C’est de moins en moins vrai mais de manière générale, force est de constater que l’on connaît beaucoup moins bien les femmes dans l’art. C’est un terrain d’étude relativement récent. En dehors de quelques figures, la majorité est complètement oubliée. Je constate parmi mes étudiantes qu’il existe heureusement une nouvelle génération de chercheuses qui investissent ces sujets avec ardeur. La reconnaissance de nombreuses pionnières restent à venir.

 

Berthe Weill à découvrir au Grey Art museum

 

Comment a été conçue l’exposition au Grey Art museum ? 

J’avais consacré mon mémoire de Master 2, puis une première biographie, puis ma thèse de doctorat à Berthe Weill, en reconstituant en parallèle ses archives.
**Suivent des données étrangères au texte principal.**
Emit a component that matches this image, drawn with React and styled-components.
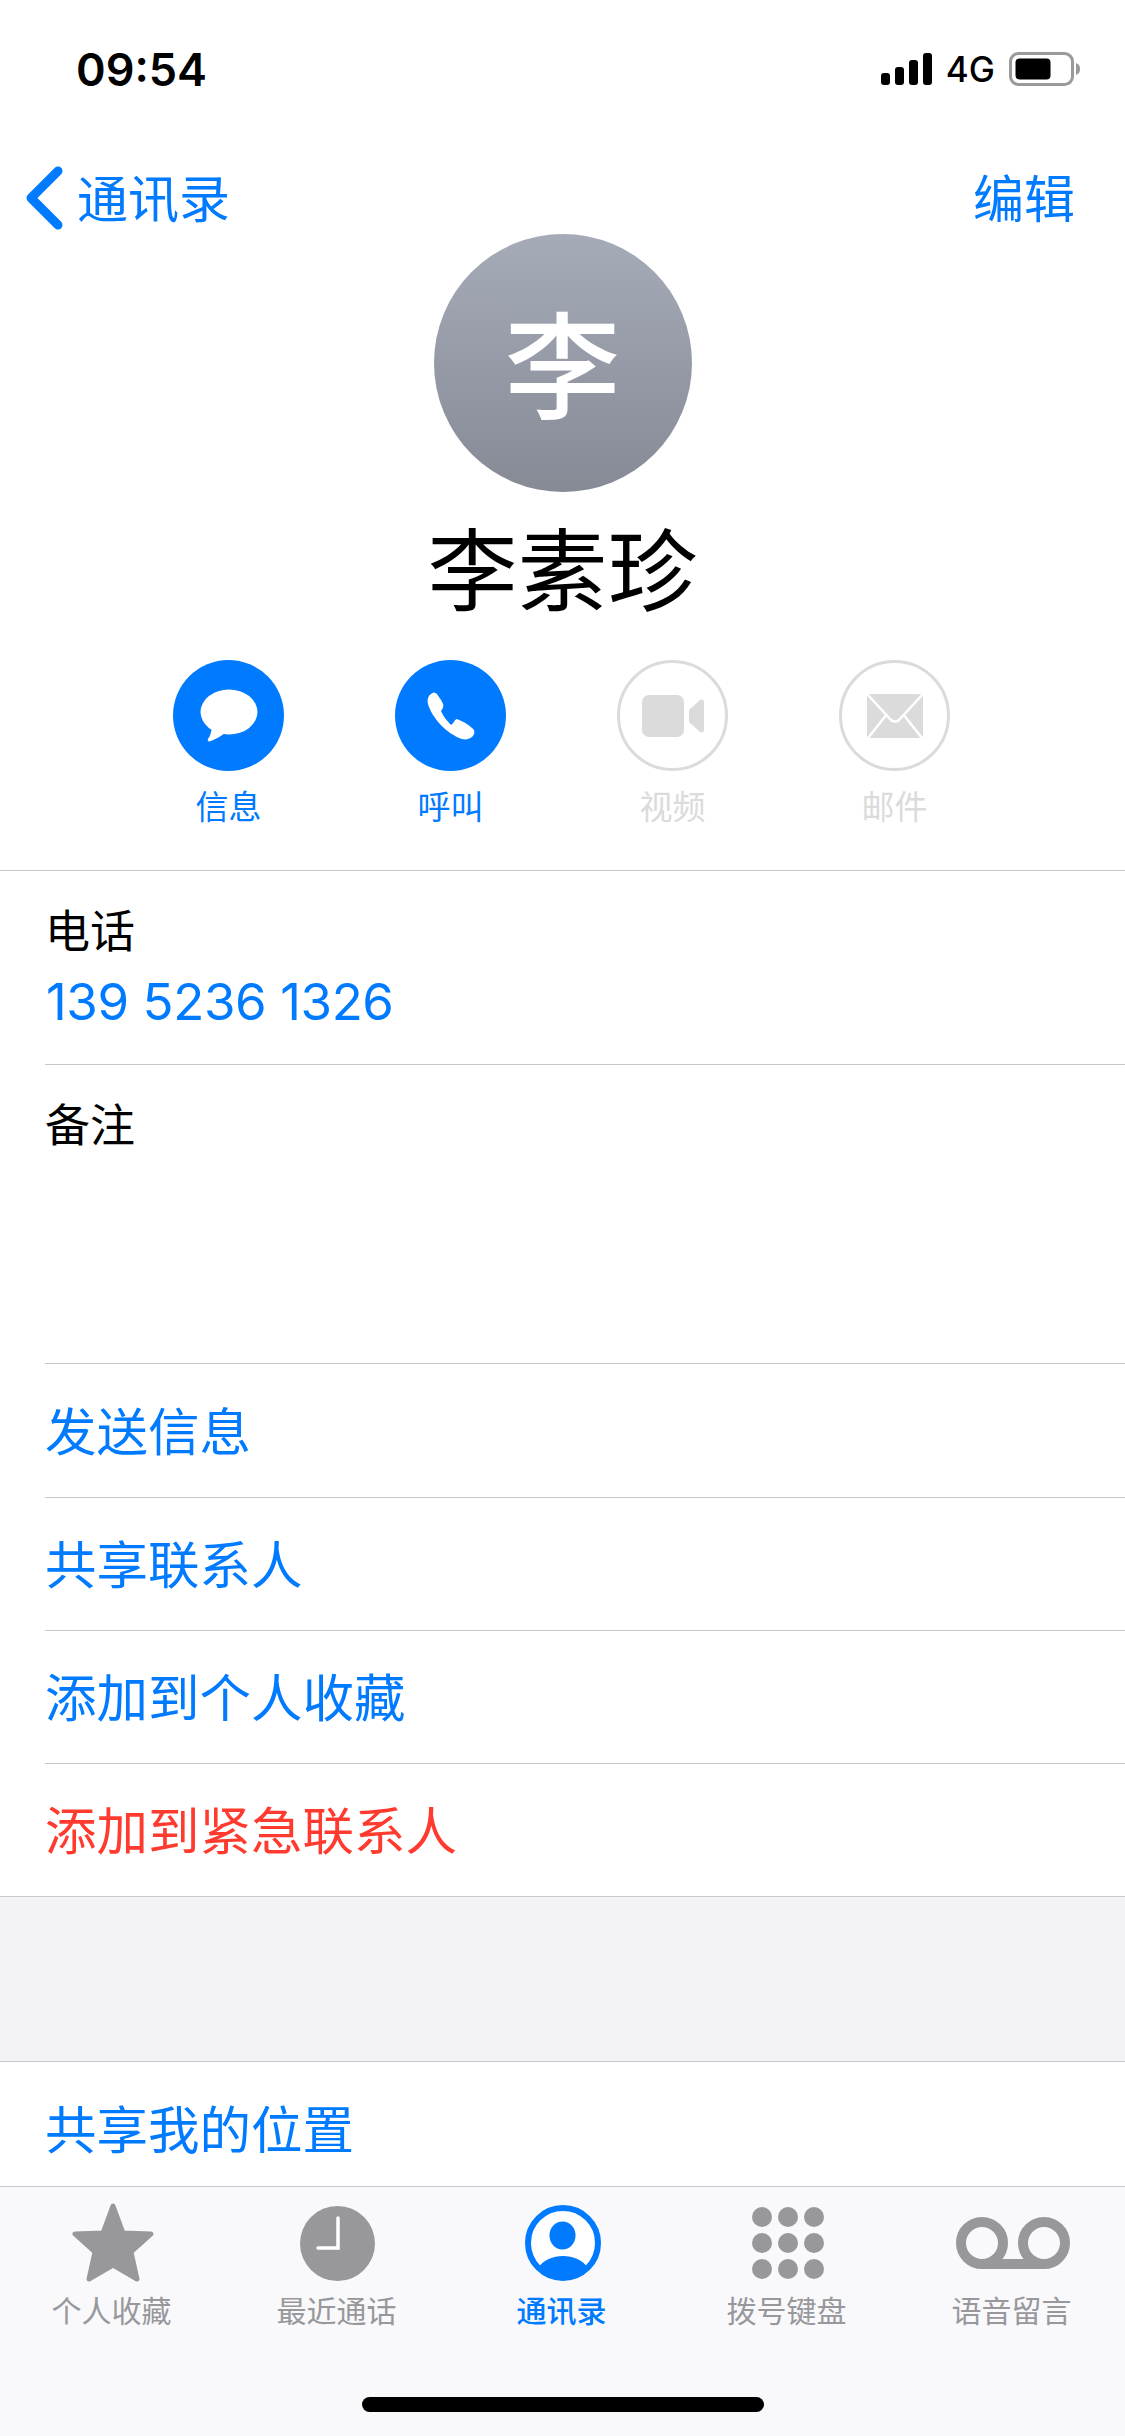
import React from 'react';
import styled, { createGlobalStyle } from 'styled-components';

const BLUE = '#007aff';
const RED = '#ff3b30';
const DISABLED = '#dbdbdb';
const TAB_GRAY = '#98989c';
const LINE = '#c8c7cc';
const CJK = '"Noto Sans CJK SC", "Liberation Sans", sans-serif';

const GlobalStyle = createGlobalStyle`
    html, body {
        margin: 0;
        padding: 0;
        background: #fff;
    }
    * {
        box-sizing: border-box;
    }
`

const Page = styled.div`
    width: 1125px;
    height: 2436px;
    display: flex;
    flex-direction: column;
    overflow: hidden;
    background: #fff;
    font-family: ${CJK};
`

const Main = styled.div`
    flex: 1;
    min-height: 0;
    overflow: hidden;
`

const StatusBar = styled.div`
    height: 138px;
    display: flex;
    align-items: center;
    justify-content: space-between;
    padding: 0 44px 0 76px;
`

const Time = styled.span`
    font-family: Inter, sans-serif;
    font-size: 45px;
    font-weight: 600;
    color: #000;
`

const StatusRight = styled.div`
    display: flex;
    align-items: center;
`

const Network = styled.span`
    font-family: Inter, sans-serif;
    font-size: 35px;
    font-weight: 500;
    color: #000;
    margin: 0 14px 0 13px;
`

const Nav = styled.div`
    height: 96px;
    padding: 24px 50px 0 25px;
    display: flex;
    align-items: center;
    justify-content: space-between;
`

const NavBack = styled.div`
    display: flex;
    align-items: center;
    gap: 14px;
`

const NavText = styled.span`
    font-size: 51px;
    line-height: 72px;
    padding-bottom: 5px;
    color: ${BLUE};
`

const Header = styled.div`
    height: 637px;
    display: flex;
    flex-direction: column;
    align-items: center;
    border-bottom: 1px solid ${LINE};
`

const Avatar = styled.div`
    width: 258px;
    height: 258px;
    padding-bottom: 8px;
    border-radius: 50%;
    display: flex;
    align-items: center;
    justify-content: center;
    background: linear-gradient(#a6abb8, #858a95);
    color: #fff;
    font-size: 116px;
    font-weight: 500;
    line-height: 1;
`

const Name = styled.div`
    margin-top: 23px;
    font-size: 90px;
    line-height: 100px;
    color: #000;
`

const Actions = styled.div`
    margin: 45px 2px 0 0;
    display: grid;
    grid-template-columns: repeat(4, 222px);
`

const Action = styled.div`
    display: flex;
    flex-direction: column;
    align-items: center;
`

const ActionCircle = styled.div`
    width: 111px;
    height: 111px;
    border-radius: 50%;
    display: flex;
    align-items: center;
    justify-content: center;
    background: ${props => props.$off ? '#fff' : BLUE};
    border: ${props => props.$off ? `3px solid ${DISABLED}` : 'none'};
`

const ActionLabel = styled.span`
    margin-top: 14px;
    font-size: 33px;
    line-height: 40px;
    color: ${props => props.$off ? DISABLED : BLUE};
`

const InfoRow = styled.div`
    margin-left: 45px;
    height: ${props => props.$height}px;
    padding-top: 30px;
    border-bottom: 1px solid ${LINE};
`

const InfoLabel = styled.div`
    font-size: 45px;
    line-height: 56px;
    color: #000;
`

const InfoValue = styled.div`
    margin: 13px 0 0 1px;
    font-family: Inter, sans-serif;
    font-size: 51px;
    letter-spacing: -0.4px;
    line-height: 64px;
    color: ${BLUE};
`

const LinkRow = styled.div`
    margin-left: ${props => props.$full ? 0 : 45}px;
    padding-left: ${props => props.$full ? 45 : 0}px;
    padding-bottom: 5px;
    height: ${props => props.$height}px;
    display: flex;
    align-items: center;
    border-bottom: 1px solid ${props => props.$noLine ? 'transparent' : LINE};
    font-size: 51.5px;
    color: ${props => props.$danger ? RED : BLUE};
`

const Gap = styled.div`
    height: 165px;
    background: #f2f2f7;
    border-bottom: 1px solid ${LINE};
`

const TabBar = styled.div`
    flex: none;
    height: 250px;
    padding-top: 16px;
    display: flex;
    flex-direction: column;
    background: #f9f9fb;
    border-top: 1px solid ${LINE};
`

const Tabs = styled.div`
    display: grid;
    grid-template-columns: repeat(5, 1fr);
`

const Tab = styled.div`
    display: flex;
    flex-direction: column;
    align-items: center;
`

const TabIcon = styled.div`
    height: 80px;
    display: flex;
    align-items: center;
    justify-content: center;
`

const TabLabel = styled.span`
    margin: 8px 2px 0 0;
    font-size: 30px;
    line-height: 36px;
    font-weight: ${props => props.$active ? 500 : 400};
    color: ${props => props.$active ? BLUE : TAB_GRAY};
`

const HomeBar = styled.div`
    align-self: center;
    margin-top: 70px;
    width: 402px;
    height: 15px;
    border-radius: 8px;
    background: #000;
`

const SignalIcon = () => (
    <svg width="52" height="32" viewBox="0 0 52 32">
        <rect x="0" y="20" width="9" height="12" rx="3" fill="#000" />
        <rect x="14" y="14" width="9" height="18" rx="3" fill="#000" />
        <rect x="28" y="7" width="9" height="25" rx="3" fill="#000" />
        <rect x="42" y="0" width="9" height="32" rx="3" fill="#000" />
    </svg>
)

const BatteryIcon = () => (
    <svg width="72" height="34" viewBox="0 0 72 34">
        <rect x="1.5" y="1.5" width="62" height="31" rx="8" fill="none" stroke="#9a9a9a" strokeWidth="3" />
        <rect x="6.5" y="6.5" width="35" height="21" rx="4" fill="#000" />
        <path d="M67 11 C70 12 71 14 71 17 C71 20 70 22 67 23 Z" fill="#9a9a9a" />
    </svg>
)

const BackIcon = () => (
    <svg width="38" height="64" viewBox="0 0 38 64">
        <path d="M33 5 L6 32 L33 59" fill="none" stroke={BLUE} strokeWidth="9" strokeLinecap="round" strokeLinejoin="round" />
    </svg>
)

const MessageIcon = () => (
    <svg width="58" height="54" viewBox="0 0 58 54">
        <ellipse cx="29" cy="23" rx="28.5" ry="22.5" fill="#fff" />
        <path d="M12 36 C12 42 10 47 8 50 C7 52 9 53 11 52 C16 50 21 47 25 44 Z" fill="#fff" />
    </svg>
)

const PhoneIcon = () => (
    <svg width="48" height="48" viewBox="0 0 48 48">
        <path d="M4 2 C6 0 8 0 10 2 C12 5 15 9 16 12 C17 14 16 16 14 19 C16 24 20 29 24 33 C27 31 28 27 30 27 C35 29 41 32 45 36 C48 38 48 41 46 44 C43 47 39 48 35 47 C20 42 5 26 1 12 C0 8 1 4 4 2 Z" fill="#fff" />
    </svg>
)

const VideoIcon = () => (
    <svg width="62" height="42" viewBox="0 0 62 42">
        <rect x="0" y="0" width="42" height="42" rx="7" fill={DISABLED} />
        <path d="M47 15 L58 5 C60 4 62 5 62 7 L62 35 C62 37 60 38 58 37 L47 27 Z" fill={DISABLED} />
    </svg>
)

const MailIcon = () => (
    <svg width="56" height="44" viewBox="0 0 56 44">
        <rect x="0" y="0" width="56" height="44" rx="2" fill={DISABLED} />
        <path d="M0 0 L24 26 C26 28 30 28 32 26 L56 0 M1 44 L20 20 M55 44 L36 20" fill="none" stroke="#fff" strokeWidth="2.5" />
    </svg>
)

const StarIcon = () => (
    <svg width="82" height="80" viewBox="-1 -1 82 80">
        <polygon
            points="40,2 50,29 78,30 58,48 64,75 40,61 16,75 22,48 2,30 30,29"
            fill={TAB_GRAY}
            stroke={TAB_GRAY}
            strokeWidth="5"
            strokeLinejoin="round"
        />
    </svg>
)

const ClockIcon = () => (
    <svg width="75" height="75" viewBox="0 0 75 75">
        <circle cx="37.5" cy="37.5" r="37.5" fill={TAB_GRAY} />
        <path d="M38 12 L38 42 L18 42" fill="none" stroke="#fff" strokeWidth="3.5" strokeLinecap="round" />
    </svg>
)

const ContactIcon = () => (
    <svg width="76" height="76" viewBox="0 0 76 76">
        <circle cx="38" cy="38" r="35" fill="#fff" stroke={BLUE} strokeWidth="6" />
        <ellipse cx="37.5" cy="30.5" rx="13" ry="14" fill={BLUE} />
        <path d="M13 63 C18 55 28 51 38 51 C48 51 58 55 63 63 C50 76 26 76 13 63 Z" fill={BLUE} />
    </svg>
)

const KeypadIcon = () => (
    <svg width="72" height="72" viewBox="0 0 72 72">
        {[10, 36, 62].map(cy => [10, 36, 62].map(cx => (
            <circle key={`${cx}-${cy}`} cx={cx} cy={cy} r="10" fill={TAB_GRAY} />
        )))}
    </svg>
)

const VoicemailIcon = () => (
    <svg width="114" height="52" viewBox="0 0 114 52">
        <circle cx="26" cy="26" r="21" fill="none" stroke={TAB_GRAY} strokeWidth="10" />
        <circle cx="88" cy="26" r="21" fill="none" stroke={TAB_GRAY} strokeWidth="10" />
        <path d="M26 47 L88 47" stroke={TAB_GRAY} strokeWidth="10" />
    </svg>
)

const actions = [
    { label: '信息', icon: <MessageIcon /> },
    { label: '呼叫', icon: <PhoneIcon /> },
    { label: '视频', icon: <VideoIcon />, off: true },
    { label: '邮件', icon: <MailIcon />, off: true },
]

const links = [
    { label: '发送信息', height: 134 },
    { label: '共享联系人', height: 133 },
    { label: '添加到个人收藏', height: 133 },
]

const tabs = [
    { label: '个人收藏', icon: <StarIcon /> },
    { label: '最近通话', icon: <ClockIcon /> },
    { label: '通讯录', icon: <ContactIcon />, active: true },
    { label: '拨号键盘', icon: <KeypadIcon /> },
    { label: '语音留言', icon: <VoicemailIcon /> },
]

const App = () => {
    return (
        <Page>
            <GlobalStyle />
            <Main>
                <StatusBar>
                    <Time>09:54</Time>
                    <StatusRight>
                        <SignalIcon />
                        <Network>4G</Network>
                        <BatteryIcon />
                    </StatusRight>
                </StatusBar>
                <Nav>
                    <NavBack>
                        <BackIcon />
                        <NavText>通讯录</NavText>
                    </NavBack>
                    <NavText>编辑</NavText>
                </Nav>
                <Header>
                    <Avatar>李</Avatar>
                    <Name>李素珍</Name>
                    <Actions>
                        {actions.map(a => (
                            <Action key={a.label}>
                                <ActionCircle $off={a.off}>{a.icon}</ActionCircle>
                                <ActionLabel $off={a.off}>{a.label}</ActionLabel>
                            </Action>
                        ))}
                    </Actions>
                </Header>
                <InfoRow $height={194}>
                    <InfoLabel>电话</InfoLabel>
                    <InfoValue>139 5236 1326</InfoValue>
                </InfoRow>
                <InfoRow $height={299}>
                    <InfoLabel>备注</InfoLabel>
                </InfoRow>
                {links.map(l => (
                    <LinkRow key={l.label} $height={l.height}>{l.label}</LinkRow>
                ))}
                <LinkRow $height={133} $danger $full>
                    添加到紧急联系人
                </LinkRow>
                <Gap />
                <LinkRow $height={134} $full $noLine>共享我的位置</LinkRow>
            </Main>
            <TabBar>
                <Tabs>
                    {tabs.map(t => (
                        <Tab key={t.label}>
                            <TabIcon>{t.icon}</TabIcon>
                            <TabLabel $active={t.active}>{t.label}</TabLabel>
                        </Tab>
                    ))}
                </Tabs>
                <HomeBar />
            </TabBar>
        </Page>
    )
}

export default App;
Je disposais ainsi de toutes les informations pour tenter d’identifier les œuvres autrefois passées entre ses mains.

Il y a maintenant dix ans, Julie Saul, la galeriste spécialisée en photographie décédée il y a quelques années, avait trouvé ma biographie de Berthe Weill à Paris. Elle avait été très séduite par sa personnalité pétaradante et avait alors présenté le sujet à Lynn Gumpert, la directrice du Grey Art Museum. Nous avons ensuite beaucoup œuvré ensemble pour trouver des partenaires afin de construire une coproduction à la hauteur de nos ambitions de prêts. Nous avons trouvé de l’écho à notre enthousiasme auprès d’autres musées dirigés eux aussi par des femmes et qui accueilleront les itinérances de l’exposition: le musée des beaux-arts de Montréal et l’Orangerie à Paris.

 

Marianne Le Morvan

 

Quelle est votre relation aujourd’hui avec Berthe Weill ? 

Quand j’ai commencé il y a quinze ans à rechercher les catalogues de la Galerie B. Weill un à un, s’est forgée en moi la conviction qu’il était profondément injuste que Berthe Weill ne soit pas reconnue pour son importance dans l’avènement de l’art moderne. Outre son dévouement, et sa pugnacité, elle représente un exemple de liberté et de courage que j’admire profondément. Je suis immensément heureuse de pouvoir faire honneur à son travail.

Le sujet désormais me dépasse et je suis devenue un peu petite pour le porter. Pour symboliser tout à fait sa consécration, je pense que la prochaine étape sera de faire entrer mes archives dans la collection d’un grand musée, afin qu’elles soient accessibles au plus grand nombre de chercheurs et de professionnels de l’art. Après autant de travail, ce ne sera pas facile de céder toutes ces découvertes, mais je reçois désormais trop de demandes pour pouvoir continuer bénévolement comme je le faisais jusqu’à présent. Si Berthe Weill retrouve sa place dans l’histoire de l’art, alors j’aurais terminé mon travail à son sujet.